Gelsinger at Shanghai IDF outlines 'milliwatts to petaflops' plans

During his keynote, Pat Gelsinger, senior vice president and general manager of Intel's Digital Enterprise Group, said Intel Architecture (IA) processors now span MIDs to High-Performance Servers. In HPC, Intel's Xeon processors power three of the world's top five HPC systems, and in 2007 Intel supplied roughly four of five processors in the HPC market, including one of the most powerful in China, the SINOPEC system used for petroleum exploration. Gelsinger provided some technical details of Intel's next-generation processor family, codenamed "Nehalem," which will begin production in the fourth quarter. Nehalem will first be seen in high-end desktop processors and dual processor server systems, and expand to other market segments in 2009. Nehalem is designed to scale from two to eight cores.
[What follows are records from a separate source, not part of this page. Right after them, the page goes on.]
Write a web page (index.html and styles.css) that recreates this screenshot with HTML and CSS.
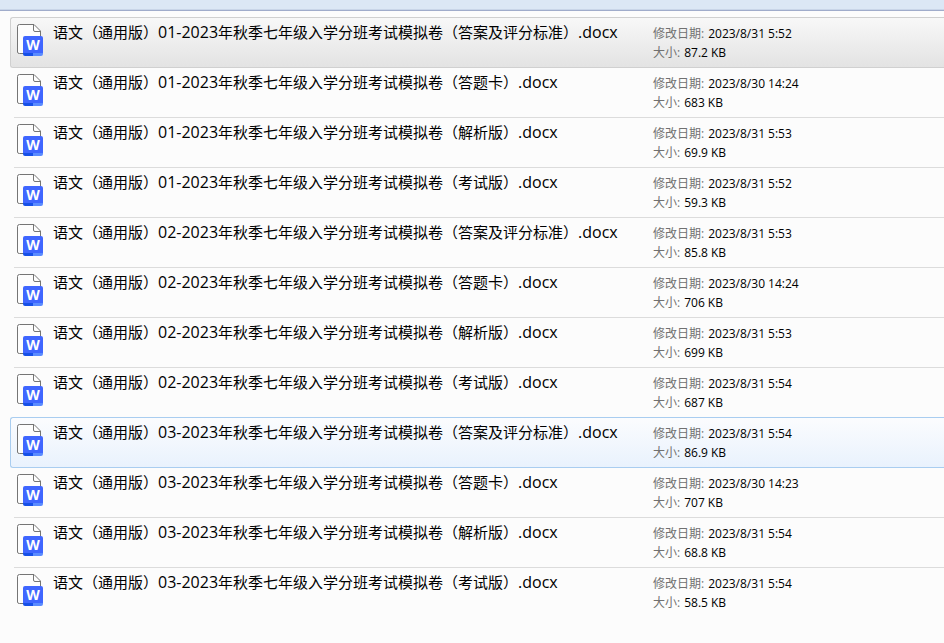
FILE: index.html
```
<!DOCTYPE html>
<html lang="zh-CN">
<head>
<meta charset="utf-8">
<meta name="viewport" content="width=device-width, initial-scale=1">
<title>语文</title>
<link rel="stylesheet" href="styles.css">
</head>
<body>
<header class="toolbar"></header>
<main>
  <ul class="files" id="files"></ul>
</main>
<script src="files.js"></script>
</body>
</html>
```
FILE: styles.css
```
body {
  margin: 0;
  background: #fcfcfc;
  color: #000;
  font-family: "Open Sans", "Noto Sans CJK SC", sans-serif;
}

.letter {
  fill: #fff;
  font: 700 14px "Open Sans", sans-serif;
}

.toolbar {
  height: 11px;
  box-sizing: border-box;
  background: #dce7f5;
  border-bottom: 1px solid #a0accb;
  box-shadow: inset 0 -1px #c9d5e8;
}

.files {
  list-style: none;
  margin: 0;
  padding: 6px 0 0 10px;
}

.file {
  display: grid;
  grid-template-columns: 26px minmax(0, 590px) minmax(0, 1fr);
  column-gap: 10px;
  box-sizing: border-box;
  min-height: 51px;
  margin-bottom: -1px;
  padding: 6px 0 0 6px;
  border: 1px solid transparent;
  border-right: 0;
  background: linear-gradient(#dcdcdc, #dcdcdc) 4px 100% / 100% 1px no-repeat border-box;
}

.file:last-child {
  background: none;
}

.file.selected {
  border-color: #d0d0d0;
  border-radius: 3px 0 0 3px;
  background: linear-gradient(#f8f8f8, #e3e3e3) padding-box;
}

.file.hover {
  border-color: #a9cdf0;
  border-radius: 3px 0 0 3px;
  background: linear-gradient(#fbfcfe, #e9f2fd) padding-box;
}

.icon {
  display: block;
  width: 26px;
  height: 32px;
}

.name {
  color: inherit;
  text-decoration: none;
  font-size: 15px;
  line-height: 16px;
  white-space: nowrap;
}

.latin {
  font-size: 16px;
}

.details {
  margin: 0;
  font-size: 12px;
  line-height: 19px;
}

.details div {
  display: flex;
  gap: 4px;
}

.details dt {
  color: #707070;
}

.details dd {
  margin: 0;
}
```
FILE: files.js
```
const files = [
  ["01", "答案及评分标准", "2023/8/31 5:52", "87.2 KB", "selected"],
  ["01", "答题卡", "2023/8/30 14:24", "683 KB"],
  ["01", "解析版", "2023/8/31 5:53", "69.9 KB"],
  ["01", "考试版", "2023/8/31 5:52", "59.3 KB"],
  ["02", "答案及评分标准", "2023/8/31 5:53", "85.8 KB"],
  ["02", "答题卡", "2023/8/30 14:24", "706 KB"],
  ["02", "解析版", "2023/8/31 5:53", "699 KB"],
  ["02", "考试版", "2023/8/31 5:54", "687 KB"],
  ["03", "答案及评分标准", "2023/8/31 5:54", "86.9 KB", "hover"],
  ["03", "答题卡", "2023/8/30 14:23", "707 KB"],
  ["03", "解析版", "2023/8/31 5:54", "68.8 KB"],
  ["03", "考试版", "2023/8/31 5:54", "58.5 KB"]
];

const icon = `
  <svg class="icon" viewBox="0 0 26 32" aria-hidden="true">
    <path d="M2.5 .5H17L23.5 7V28q0 1.500-1.500 1.500H2.500Q.5 29.500 .5 28V2.500Q.5 .5 2.500 .5Z" fill="#fdfdfd" stroke="#757575"/>
    <path d="M16.500 .5V6q0 1.500 1.500 1.500h5.500" fill="none" stroke="#757575"/>
    <path d="M6 14q0-2 2-2H24q2 0 2 2V29H6Z" fill="#3f66ff"/>
    <path d="M6 29H16V32H8q-2 0-2-2Z" fill="#1650e8"/>
    <path d="M16 29H26V30q0 2-2 2H16Z" fill="#5a8cff"/>
    <text class="letter" x="16" y="26" text-anchor="middle">W</text>
  </svg>`;

document.getElementById("files").innerHTML = files.map(([number, kind, date, size, state = ""]) => `
  <li class="file ${state}">
    ${icon}
    <a class="name" href="#">语文（通用版）<span class="latin">${number}-2023</span>年秋季七年级入学分班考试模拟卷（${kind}）<span class="latin">.docx</span></a>
    <dl class="details">
      <div><dt>修改日期:</dt><dd>${date}</dd></div>
      <div><dt>大小:</dt><dd>${size}</dd></div>
    </dl>
  </li>`).join("");
```
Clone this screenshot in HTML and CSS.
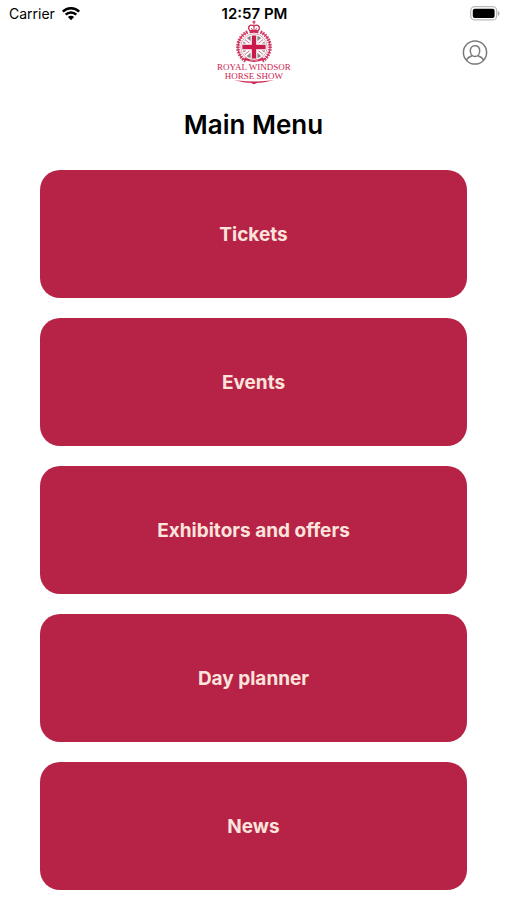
FILE: index.html
```html
<!DOCTYPE html>
<html lang="en">

<head>
  <meta charset="UTF-8">
  <meta name="viewport" content="width=device-width, initial-scale=1.0">
  <meta name="theme-color" content="#b72347">
  <title>Royal Windsor Horse Show</title>
  <link rel="stylesheet" href="styles.css">
</head>

<body>
  <div class="status">
    <div class="carrier">
      <span>Carrier</span>
      <svg class="wifi" width="20" height="14" viewBox="0 0 20 14" aria-hidden="true">
        <path d="M1.8 4.6a11.7 11.7 0 0 1 16.4 0M4.7 7.6a7.5 7.5 0 0 1 10.6 0" fill="none" stroke="#000" stroke-width="2.5" />
        <path d="M10 13.2L6.9 10a4.4 4.4 0 0 1 6.2 0z" />
      </svg>
    </div>
    <div class="time">12:57 PM</div>
    <svg class="battery" width="30" height="16" viewBox="0 0 30 16" aria-hidden="true">
      <rect x="0.7" y="0.7" width="26" height="13.2" rx="4" fill="#fff" stroke="#bbb" stroke-width="1.3" />
      <rect x="2.8" y="2.7" width="21.8" height="9.2" rx="2" />
      <path d="M28 5c2 .8 2 4 0 4.8z" fill="#aaa" />
    </svg>
  </div>

  <header class="header">
    <svg class="logo" width="76" height="65" viewBox="0 0 76 65" role="img" aria-label="Royal Windsor Horse Show">
      <defs>
        <clipPath id="shield">
          <circle cx="38" cy="27" r="11.6"></circle>
        </clipPath>
      </defs>

      <!-- wreath -->
      <path d="M31.5 12A16.6 16.6 0 0 0 29.5 41M44.5 12A16.6 16.6 0 0 1 46.5 41" fill="none" stroke="#d04a70" stroke-width="3.6" stroke-dasharray="1.6 1" />
      <path d="M31.5 12A16.6 16.6 0 0 0 29.5 41M44.5 12A16.6 16.6 0 0 1 46.5 41" fill="none" stroke="#cb2954" stroke-width="1" />
      <circle cx="38" cy="27" r="13.2" fill="#fff" stroke="#e08ba5" stroke-width=".8" />

      <!-- flag -->
      <g clip-path="url(#shield)">
        <rect x="26" y="15" width="24" height="24" fill="#888" />
        <path d="M26 17l24 20M50 17L26 37" stroke="#fff" stroke-width="4.6" />
        <path d="M26 17l24 20M50 17L26 37" stroke="#d9688a" stroke-width="1" />
        <path d="M38 14v26M25 27h26" stroke="#fff" stroke-width="6.8" />
        <path d="M38 14v26M25 27h26" stroke="#c91b4b" stroke-width="4.4" />
      </g>

      <!-- crown -->
      <g fill="#fff" stroke="#cb2954">
        <path d="M38 .5v4M36.4 2h3.2" stroke-width="1.2" />
        <path d="M33.8 10.7c-3-4.2.6-7 4.2-4.7 3.6-2.3 7.2.5 4.2 4.7z" stroke-width="1.3" />
        <path d="M38 6v4.7M35.5 8.2l1 2M40.5 8.2l-1 2" stroke-width="1" />
        <path d="M33.5 12.2q4.5-1 9 0" stroke-width="2" />
      </g>

      <path d="M29 37.5q9 4.6 18 0l1 2.3q-10 4.2-20 0z" fill="#cb2954" />
      <path d="M33.8 40h8.4" stroke="#fff" stroke-width=".6" />

      <text class="logo-text" x="38" y="50">ROYAL WINDSOR</text>
      <text class="logo-text" x="38" y="59">HORSE SHOW</text>
      <path d="M18 60.2q14 1.2 20 1.2t20-1.2q-11 2.5-16.5 2.6L38 64.2l-3.5-1.4Q29 62.7 18 60.2z" fill="#cb2954" />
    </svg>
    <button class="account" type="button" aria-label="Account">
      <svg width="26" height="26" viewBox="0 0 26 26" fill="none" stroke="#7a7a7a" stroke-width="1.5" aria-hidden="true">
        <circle cx="13" cy="12.5" r="11.6"></circle>
        <path d="M13 5.7c3 0 4.7 2.1 4.7 5.1 0 3.2-2 5.8-4.7 5.8s-4.7-2.6-4.7-5.8c0-3 1.7-5.1 4.7-5.1z" />
        <path d="M10 15.7c-2.7.9-4.6 2.1-5.5 4.3M16 15.7c2.7.9 4.6 2.1 5.5 4.3" />
      </svg>
    </button>
  </header>

  <main>
    <h1 class="title">Main Menu</h1>
    <nav class="menu">
      <a class="item" href="#tickets">Tickets</a>
      <a class="item" href="#events">Events</a>
      <a class="item" href="#exhibitors">Exhibitors and offers</a>
      <a class="item" href="#planner">Day planner</a>
      <a class="item" href="#news">News</a>
    </nav>
  </main>
</body>

</html>
```

FILE: styles.css
```css
body {
  margin: 0;
  background-color: #fff;
  color: #000;
  font-family: Inter, "Liberation Sans", sans-serif;
}

.status {
  display: grid;
  grid-template-columns: 1fr auto 1fr;
  align-items: center;
  height: 20px;
  padding: 6px 7px 0 9px;
  box-sizing: border-box;
  font-size: 14px;
  line-height: 14px;
}

.carrier {
  display: flex;
  align-items: center;
  gap: 6px;
}

.time {
  font-size: 15px;
  font-weight: 600;
}

.battery {
  justify-self: end;
}

.header {
  display: grid;
  grid-template-columns: 1fr auto 1fr;
  align-items: center;
}

.logo {
  grid-column: 2;
}

.logo-text {
  fill: #c9234f;
  font-family: "Liberation Serif", serif;
  font-size: 9px;
  text-anchor: middle;
}

.account {
  display: flex;
  justify-self: end;
  margin-right: 19px;
  padding: 0;
  border: 0;
  background: none;
  cursor: pointer;
}

.title {
  margin: 24px 0 29px;
  font-size: 26px;
  font-weight: 600;
  line-height: 32px;
  text-align: center;
}

.menu {
  display: flex;
  flex-direction: column;
  gap: 20px;
  padding: 0 40px 10px;
}

.item {
  display: flex;
  align-items: center;
  justify-content: center;
  min-height: 128px;
  border-radius: 20px;
  background-color: #b72347;
  color: #fce4dc;
  font-size: 19px;
  font-weight: 700;
  text-decoration: none;
}
```
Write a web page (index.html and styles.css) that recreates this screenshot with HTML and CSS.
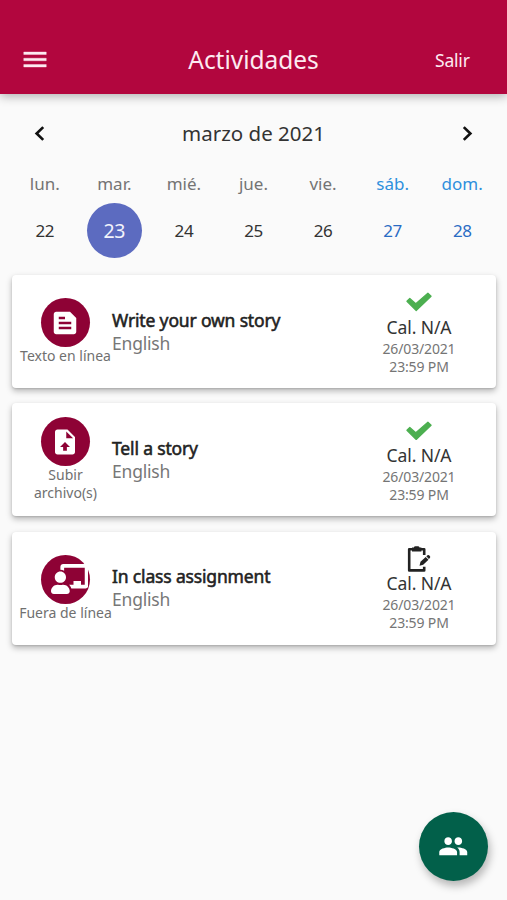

Gelsinger also disclosed Intel's Advanced Vector Extension new instructions that are planned for a family of processors due after Nehalem, codenamed "Sandy Bridge" in 2010. Honglin Zhang, deputy chief director of the IT Center for the China Ministry of Railways, joined Gelsinger onstage to talk about IA-based systems playing a pivotal role in providing cost-effective, flexible and reliable end-to-end solutions. Beijing officials also discussed how the upcoming Olympics IT infrastructure and Web portal will be run on Intel Xeon processors. Gelsinger concluded his keynote talking about Intel's Visual Computing vision and need for more compute performance, higher memory and I/O bandwidth, improved graphics, better software tools and libraries in order to deliver photo-realistic 3-D rendering, high-definition video and audio, and computer modeling, all leading to a better computing experience. One critical element will be the "Larrabee" Architecture, which will feature many Intel architecture cores, a new cache architecture and new vector processing instruction set.